MEXICO CITY, Oct 23 (Reuters) - Mexican conglomerate Alfa swung to a loss in the third quarter, it said on Monday, dragged down by the poor performance of its petrochemical subsidiary Alpek, though slightly offset by higher volumes at food unit Sigma.
The Monterrey-based company reported a net loss of 802.88 million pesos ($46 million), compared to a net profit of 2.87 billion pesos in the year-ago period.
Total revenue for the July-to-September period of nearly 72 billion pesos was down 27% from a year earlier.
Subsidiary Alpek took a hit largely due to surging Asian polyester imports to the Americas that caused the unit's total volumes to sink 13% year-over-year, Alfa said.
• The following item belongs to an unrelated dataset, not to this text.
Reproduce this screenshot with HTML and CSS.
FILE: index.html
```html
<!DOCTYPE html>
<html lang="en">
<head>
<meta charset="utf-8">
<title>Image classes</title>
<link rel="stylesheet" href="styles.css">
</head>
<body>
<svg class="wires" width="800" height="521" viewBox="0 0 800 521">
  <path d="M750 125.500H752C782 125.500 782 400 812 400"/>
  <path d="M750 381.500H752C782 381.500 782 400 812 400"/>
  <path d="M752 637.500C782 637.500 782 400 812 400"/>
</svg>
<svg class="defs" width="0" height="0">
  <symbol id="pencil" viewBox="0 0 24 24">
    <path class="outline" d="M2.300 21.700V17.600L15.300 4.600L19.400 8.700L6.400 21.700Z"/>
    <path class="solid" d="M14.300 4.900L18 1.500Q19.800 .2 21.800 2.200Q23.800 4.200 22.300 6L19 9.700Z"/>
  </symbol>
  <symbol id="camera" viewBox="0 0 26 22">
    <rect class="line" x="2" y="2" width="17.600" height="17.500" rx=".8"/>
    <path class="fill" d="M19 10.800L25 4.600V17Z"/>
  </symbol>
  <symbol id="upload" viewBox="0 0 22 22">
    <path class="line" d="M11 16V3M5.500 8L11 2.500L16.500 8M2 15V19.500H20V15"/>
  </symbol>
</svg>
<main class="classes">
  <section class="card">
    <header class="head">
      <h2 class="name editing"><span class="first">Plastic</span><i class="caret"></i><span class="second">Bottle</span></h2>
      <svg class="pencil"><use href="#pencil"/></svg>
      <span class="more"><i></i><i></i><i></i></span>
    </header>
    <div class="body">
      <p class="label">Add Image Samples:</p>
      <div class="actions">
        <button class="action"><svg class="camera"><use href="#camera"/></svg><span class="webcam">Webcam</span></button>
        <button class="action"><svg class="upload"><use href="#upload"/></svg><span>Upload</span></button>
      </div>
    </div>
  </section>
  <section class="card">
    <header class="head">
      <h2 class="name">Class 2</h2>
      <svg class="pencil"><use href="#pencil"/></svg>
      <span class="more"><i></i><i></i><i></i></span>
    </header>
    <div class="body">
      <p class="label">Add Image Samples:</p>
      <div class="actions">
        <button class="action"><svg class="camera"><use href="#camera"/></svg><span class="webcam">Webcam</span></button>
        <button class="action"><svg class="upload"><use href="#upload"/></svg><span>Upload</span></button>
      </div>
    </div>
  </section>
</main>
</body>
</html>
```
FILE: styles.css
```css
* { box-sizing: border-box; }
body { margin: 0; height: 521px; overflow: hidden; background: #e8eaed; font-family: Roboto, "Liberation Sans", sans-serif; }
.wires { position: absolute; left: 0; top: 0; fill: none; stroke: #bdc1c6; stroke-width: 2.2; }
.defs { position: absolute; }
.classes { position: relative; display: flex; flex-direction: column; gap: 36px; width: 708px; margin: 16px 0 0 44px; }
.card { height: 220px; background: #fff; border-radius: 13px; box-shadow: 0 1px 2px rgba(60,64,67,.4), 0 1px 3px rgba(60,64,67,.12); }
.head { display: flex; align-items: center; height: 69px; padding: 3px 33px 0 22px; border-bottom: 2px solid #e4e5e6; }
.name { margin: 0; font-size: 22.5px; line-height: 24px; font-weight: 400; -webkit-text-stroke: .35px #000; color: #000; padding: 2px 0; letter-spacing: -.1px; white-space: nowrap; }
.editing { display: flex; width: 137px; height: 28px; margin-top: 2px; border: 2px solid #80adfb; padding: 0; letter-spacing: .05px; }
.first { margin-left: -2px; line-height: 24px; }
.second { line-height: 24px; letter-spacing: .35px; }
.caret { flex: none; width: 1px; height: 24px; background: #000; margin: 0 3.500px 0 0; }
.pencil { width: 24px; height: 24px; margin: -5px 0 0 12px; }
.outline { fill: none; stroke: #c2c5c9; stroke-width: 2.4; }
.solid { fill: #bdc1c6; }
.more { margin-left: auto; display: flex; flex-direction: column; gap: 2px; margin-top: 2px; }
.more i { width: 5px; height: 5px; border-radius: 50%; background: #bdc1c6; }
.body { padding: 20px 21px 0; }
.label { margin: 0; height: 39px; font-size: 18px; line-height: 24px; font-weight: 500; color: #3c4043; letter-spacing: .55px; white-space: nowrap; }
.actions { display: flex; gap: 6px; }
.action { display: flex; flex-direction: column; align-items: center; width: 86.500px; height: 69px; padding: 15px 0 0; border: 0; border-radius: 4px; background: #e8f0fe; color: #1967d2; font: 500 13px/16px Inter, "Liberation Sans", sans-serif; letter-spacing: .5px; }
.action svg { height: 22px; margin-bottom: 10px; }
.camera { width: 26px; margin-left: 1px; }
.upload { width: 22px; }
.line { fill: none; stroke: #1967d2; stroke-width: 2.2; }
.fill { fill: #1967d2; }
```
"Given low visibility on when Asian imports will decline, we struggle to see when the turnaround of the (polyester) cycle will arrive," Santander analysts wrote in a research note.
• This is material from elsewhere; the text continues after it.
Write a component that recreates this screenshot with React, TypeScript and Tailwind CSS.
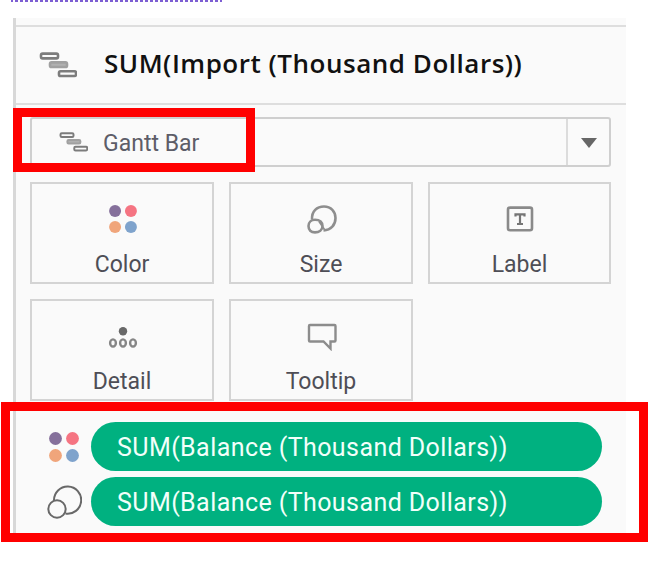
import type { ReactNode } from "react";

function GanttIcon({ className }: { className: string }) {
  return (
    <svg viewBox="0 0 38 26" className={className} fill="none" stroke="#7c7c7c" strokeWidth="2.6">
      <rect x="2" y="1.6" width="17" height="4.8" rx="1.6" />
      <rect x="11" y="10.4" width="17" height="4.6" rx="1.6" fill="#b0b0b0" stroke="#a0a0a0" />
      <rect x="20" y="19.2" width="17" height="4.8" rx="1.6" />
    </svg>
  );
}

function ColorIcon({ className }: { className: string }) {
  return (
    <svg viewBox="0 0 30 30" className={className}>
      <circle cx="6.5" cy="6.5" r="6.4" fill="#85709b" />
      <circle cx="23.5" cy="6.5" r="6.4" fill="#f57482" />
      <circle cx="6.5" cy="23.5" r="6.4" fill="#f0a57b" />
      <circle cx="23.5" cy="23.5" r="6.4" fill="#7fa3cc" />
    </svg>
  );
}

function SizeIcon() {
  return (
    <svg viewBox="0 0 35 34" className="h-[34px] w-[35px]" fill="none" stroke="#686868" strokeWidth="2">
      <path d="M7 15.5A13.6 13.6 0 1 1 18.5 28.6" />
      <circle cx="10" cy="24" r="8.7" />
    </svg>
  );
}

function SizeCardIcon() {
  return (
    <svg viewBox="0 0 30 29" className="h-[29px] w-[30px]" fill="none" stroke="#8e8e8e" strokeWidth="2.6">
      <path d="M5 14.5C4.5 6 10 1.5 17 1.5C24 1.5 28.5 6.5 28.5 13C28.5 20 24 25 16.5 25.5" />
      <path d="M8 14.8C13 14.8 15.5 17.5 15.5 21C15.5 25 12 27.4 8 27.4C4 27.4 1.5 25 1.5 21C1.5 17.5 4 14.8 8 14.8Z" />
      <path d="M12 16.5L17.5 24.5" strokeWidth="1.6" />
    </svg>
  );
}

function LabelIcon() {
  return (
    <svg viewBox="0 0 28 26" className="mr-[2px] h-[26px] w-[28px]" fill="none" stroke="#8a8a8a" strokeWidth="2.6">
      <rect x="2" y="1.6" width="24" height="22.6" rx="2" />
      <path d="M9.5 10.5V8.3h9V10.5M14 8.5v9M11 18h6" stroke="#757575" strokeWidth="2.2" />
    </svg>
  );
}

function DetailIcon() {
  return (
    <svg viewBox="0 0 30 24" className="mt-[3px] h-[24px] w-[30px]" fill="none" stroke="#868686" strokeWidth="2.4">
      <circle cx="15" cy="5.2" r="4.2" fill="#686868" stroke="none" />
      <ellipse cx="5" cy="17" rx="2.9" ry="3.6" />
      <ellipse cx="15" cy="17" rx="2.9" ry="3.6" />
      <ellipse cx="25" cy="17" rx="2.9" ry="3.6" />
    </svg>
  );
}

function TooltipIcon() {
  return (
    <svg viewBox="0 0 30 28" className="mt-[2px] h-[28px] w-[30px]" fill="none" stroke="#8c8c8c" strokeWidth="2.4">
      <path d="M3 2h24.5Q28.500 2 28.500 3v14.500Q28.500 18.500 27.500 18.500H23.500v7L16.500 18.500H3Q2 18.500 2 17.500V3Q2 2 3 2Z" />
    </svg>
  );
}

function Card({ icon, label }: { icon: ReactNode; label: string }) {
  return (
    <div className="flex h-[102px] flex-col items-center border-2 border-[#d4d4d4] pt-[19px]">
      <div className="flex h-[32px] items-center pl-[2px]">{icon}</div>
      <span className="mt-[15px] text-[23px] leading-[30px] text-[#4e4e56]">{label}</span>
    </div>
  );
}

function Pill({ icon }: { icon: ReactNode }) {
  return (
    <div className="flex h-[49px] items-center">
      <div className="flex w-[75px] shrink-0 items-center pl-[31px]">{icon}</div>
      <div className="flex h-[49px] w-[511px] items-center rounded-full bg-[#00b180] pt-[2px] pl-[26px] text-[25px] tracking-[0.42px] whitespace-nowrap text-[#f2fffa]">
        <span>SUM(Balance (Thousand Dollars))</span>
      </div>
    </div>
  );
}

export default function App() {
  return (
    <div className="relative h-[580px] w-[660px] overflow-hidden bg-white font-['Roboto',sans-serif]">
      <div className="ml-[11px] h-[2px] w-[211px] bg-[repeating-linear-gradient(90deg,#7d5fd3_0px,#7d5fd3_2px,#ffffff_2px,#ffffff_4px,#7d5fd3_4px,#7d5fd3_5px)]" />
      <main className="mt-[16px] ml-[13px] h-[523px] w-[613px] border-l-[3px] border-[#d8d8d8] bg-[#fafafa] pt-[7px]">
        <header className="flex h-[80px] items-center border-y-2 border-[#dedede] pl-[23px]">
          <GanttIcon className="mb-[1px] h-[26px] w-[38px]" />
          <h1 className="mb-[3px] ml-[27px] font-['Open_Sans',sans-serif] text-[26px] font-semibold tracking-[0.52px] whitespace-nowrap text-[#111]">
            SUM(Import (Thousand Dollars))
          </h1>
        </header>
        <div className="mt-[12px] ml-[14px] flex h-[50px] w-[581px] items-stretch rounded-[3px] border-2 border-[#cfcfcf]">
          <div className="flex flex-1 items-center pl-[27px]">
            <GanttIcon className="mb-[1px] h-[20px] w-[29px]" />
            <span className="mt-[4px] ml-[15px] text-[23px] text-[#5d5d68]">Gantt Bar</span>
          </div>
          <div className="flex w-[43px] items-center justify-center border-l-2 border-[#dcdcdc] pt-[2px]">
            <svg viewBox="0 0 16 10" className="h-[10px] w-[16px]">
              <path d="M0 0H16L8 10Z" fill="#666" />
            </svg>
          </div>
        </div>
        <div className="mt-[15px] ml-[14px] grid grid-cols-[184px_184px_183px] gap-[15px]">
          <Card icon={<ColorIcon className="size-[28px]" />} label="Color" />
          <Card icon={<SizeCardIcon />} label="Size" />
          <Card icon={<LabelIcon />} label="Label" />
          <Card icon={<DetailIcon />} label="Detail" />
          <Card icon={<TooltipIcon />} label="Tooltip" />
        </div>
        <div className="mt-[21px] flex flex-col gap-[6px]">
          <Pill icon={<ColorIcon className="ml-[2px] size-[30px]" />} />
          <Pill icon={<SizeIcon />} />
        </div>
      </main>
      <div className="absolute top-[108px] left-[13px] h-[64px] w-[242px] border-[9px] border-[#ff0000]" />
      <div className="absolute top-[402px] left-[1px] h-[140px] w-[647px] border-[9px] border-[#ff0000]" />
    </div>
  );
}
Alpek's plastics and chemicals volumes also fell by double digits.
The petrochemical unit has struggled in recent quarters, causing Alfa to close a textile plant in Mexico and pause construction on an integrated PTA-PET plant in the U.S. during the quarter.
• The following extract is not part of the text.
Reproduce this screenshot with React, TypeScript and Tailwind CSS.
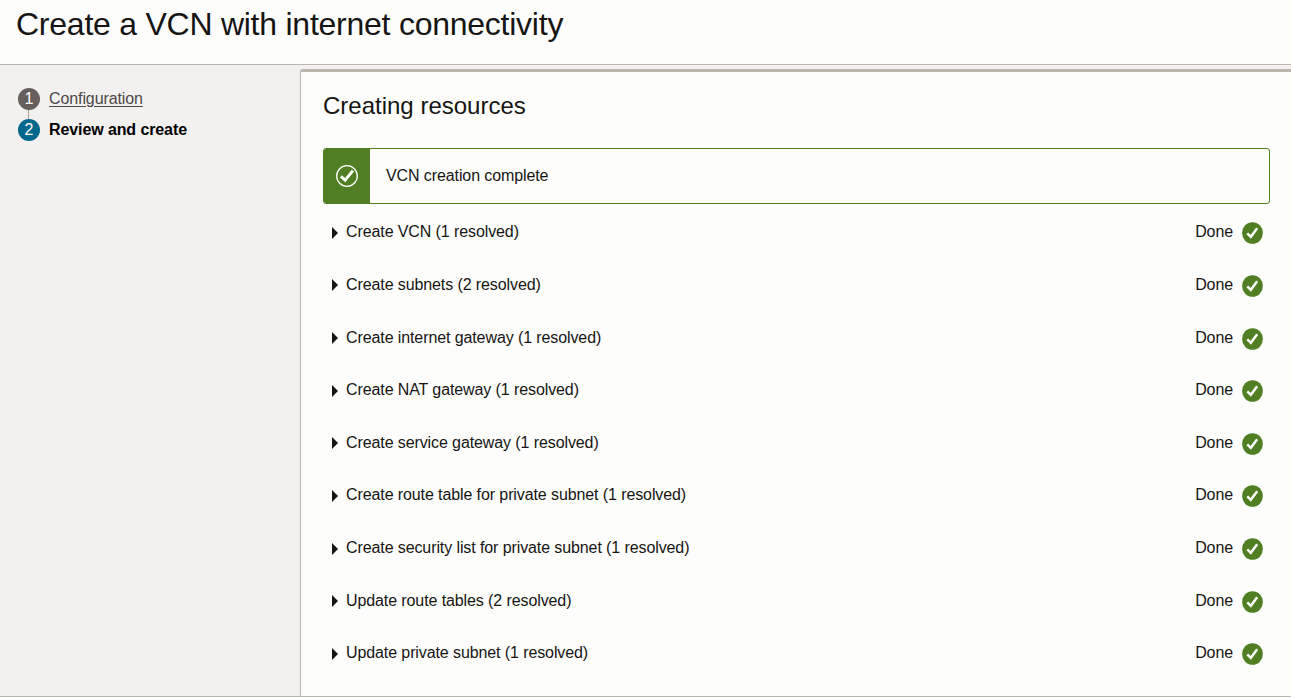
const tasks = [
  'Create VCN (1 resolved)',
  'Create subnets (2 resolved)',
  'Create internet gateway (1 resolved)',
  'Create NAT gateway (1 resolved)',
  'Create service gateway (1 resolved)',
  'Create route table for private subnet (1 resolved)',
  'Create security list for private subnet (1 resolved)',
  'Update route tables (2 resolved)',
  'Update private subnet (1 resolved)',
];

function DoneIcon() {
  return (
    <svg className="h-[22px] w-[21px]" viewBox="0 0 21 22" preserveAspectRatio="none">
      <ellipse cx="10.5" cy="11" rx="10.4" ry="10.8" fill="#4f7f22" />
      <path d="M5.3 11.3 L8.8 14.8 L15.2 6.3" fill="none" stroke="#fff" strokeWidth="2.5" />
    </svg>
  );
}

function BannerIcon() {
  return (
    <svg className="h-[22px] w-[22px]" viewBox="0 0 22 22">
      <circle cx="11" cy="11" r="10.3" fill="none" stroke="#fff" strokeWidth="1.3" />
      <path d="M4.9 11.3 L9.2 15.1 L16.9 5.7" fill="none" stroke="#fff" strokeWidth="2.9" />
    </svg>
  );
}

function TaskRow({ label }: { label: string }) {
  return (
    <li className="flex h-[52.65px] items-start pr-[7px] pl-[9px]">
      <svg className="mt-[6.5px] h-[12px] w-[6px]" viewBox="0 0 6 12">
        <path d="M0 0 L6 6 L0 12 Z" fill="#161513" />
      </svg>
      <span className="ml-2 leading-6">{label}</span>
      <span className="ml-auto leading-6">Done</span>
      <span className="mt-[2px] ml-[9px]">
        <DoneIcon />
      </span>
    </li>
  );
}

export default function App() {
  return (
    <div className="flex h-[697px] w-[1291px] flex-col overflow-hidden border-b border-[#bbb5ad] bg-[#f3f1f0] font-['Liberation_Sans',Arial,sans-serif] text-[16px] tracking-[-0.1px] text-[#161513]">
      <header className="h-[65px] shrink-0 border-b border-[#bbb5ad] bg-[#fdfdfc] pl-4">
        <h1 className="pt-1 text-[32px] leading-10 tracking-[-0.245px]">Create a VCN with internet connectivity</h1>
      </header>
      <div className="flex min-h-0 flex-1">
        <nav className="flex w-[300px] shrink-0 flex-col pt-[23px] pl-[18px]">
          <div className="flex h-[22px] items-center">
            <span className="flex h-[22px] w-[22px] items-center justify-center rounded-full bg-[#665f5b] pb-px text-white">1</span>
            <a className="ml-[9px] text-[#4c4845] underline underline-offset-2">Configuration</a>
          </div>
          <span className="ml-[10px] h-[9px] w-px bg-[#a7a19b]" />
          <div className="flex h-[22px] items-center">
            <span className="flex h-[22px] w-[22px] items-center justify-center rounded-full bg-[#00688c] pb-px text-white">2</span>
            <span className="ml-[9px] font-bold text-[#000000]">Review and create</span>
          </div>
        </nav>
        <main className="mt-1 min-w-0 flex-1 rounded-tl-[3px] border-t-[3px] border-l border-[#bbb5ad] bg-[#fdfdfc] pr-[21px] pl-[22px]">
          <h2 className="pt-[18px] text-[24px] leading-8 tracking-normal">Creating resources</h2>
          <div className="mt-[26px] flex h-14 overflow-hidden rounded-[3px] border border-[#4f7f22]">
            <div className="flex w-[46px] items-center justify-center bg-[#4f7f22]">
              <BannerIcon />
            </div>
            <p className="pt-[15px] pl-4 leading-6">VCN creation complete</p>
          </div>
          <ul className="pt-[16.22px]">
            {tasks.map((label) => (
              <TaskRow key={label} label={label} />
            ))}
          </ul>
        </main>
      </div>
    </div>
  );
}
Given Alpek's weak third quarter performance, previously estimated core earnings for the year may now be on the optimistic end, Santander analysts added.
Sigma, however, saw record revenues for the quarter driven by strong sales in multiple markets as well as a "favorable" trend as it looks to reach profitability in Europe, where it saw a $120 million asset impairment from its exit from Italy.
Alfa executives have previously warned of a "conglomerate discount" for the group, or a tendency for investors to value conglomerates less than the sum of their parts.
The firm spun off telecommunications unit Axtel earlier this year, but executives noted in April that an Alpek spin-off was unlikely in the near term due to its low earnings and stock price.
Alfa's third-quarter earnings before interest, tax, depreciation and amortization (EBITDA) sank 31% to 6.36 billion pesos.